X Tightens Reins: Drastic Reduction in Posting Limits Targets Bot Activity and Data Integrity

In an effort to reshape the digital ecosystem of its platform, X—formerly known as Twitter—has quietly implemented a significant reduction in daily posting limits for non-paying users. This strategic maneuver, which went into effect earlier this week, is framed by the company as a critical step toward mitigating the persistent issue of bot proliferation, spam, and malicious automated activity. While the platform has long struggled to balance openness with user experience, these new caps signal a shift toward prioritizing high-quality, human-driven engagement over high-volume automated traffic.

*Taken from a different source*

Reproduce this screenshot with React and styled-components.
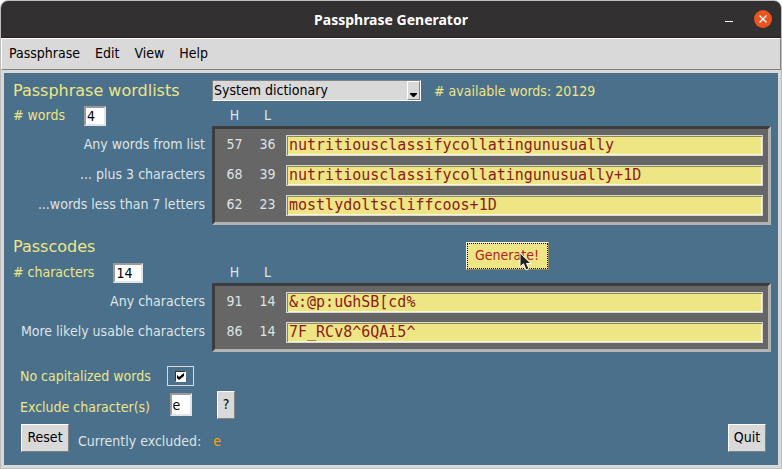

The New Reality: Breaking Down the Limits

For the vast majority of X’s user base, the platform remains an open arena for discussion. However, for those who do not subscribe to the X Premium service, the landscape of "how much" one can post has shifted dramatically.

Under the updated guidelines, unverified users are now restricted to 50 original posts and 200 replies per 24-hour cycle. This represents a monumental shift from previous policy, where users were permitted up to 2,400 posts per day. Historical data from the Wayback Machine confirms that this 2,400-post threshold remained the industry standard for the platform as recently as April.

Notably, other functional limits remain untouched. Direct Messaging (DM) remains capped at 500 per day, and the follow limit—which dictates how many accounts a user can track—is held at 400 per day. By isolating "posting" as the primary area for restriction, X has signaled that its primary concern is the visibility and "noise" within the public feed, rather than private communication or networking behaviors.

A Chronology of Platform Moderation

To understand the current restrictions, one must look at the evolution of X’s moderation philosophy since its acquisition by Elon Musk. The platform has transitioned from a model of open-access, high-volume broadcasting to a more curated, "pay-to-play" architecture.

  • Early 2023: As the platform began rolling out the new X Premium verification system, the emphasis shifted toward incentivizing subscriptions. High-volume posting was initially tolerated as a feature of the platform’s real-time nature.
  • Late 2023: The platform began experimenting with more nuanced content policing. This included the active suppression of "low-insight" posts, such as repetitive "gm" (good morning) messages often associated with crypto-bot networks.
  • Early 2024: X introduced algorithmic demotions for accounts that heavily relied on "engagement baiting"—specifically those using the term "BREAKING" in every update to artificially inflate their reach.
  • Current Week: The implementation of the 50/200 posting cap marks the most aggressive structural limitation to date. This move follows a series of iterative tests aimed at cleaning up the "Global Feed" to make it more attractive to both advertisers and everyday users.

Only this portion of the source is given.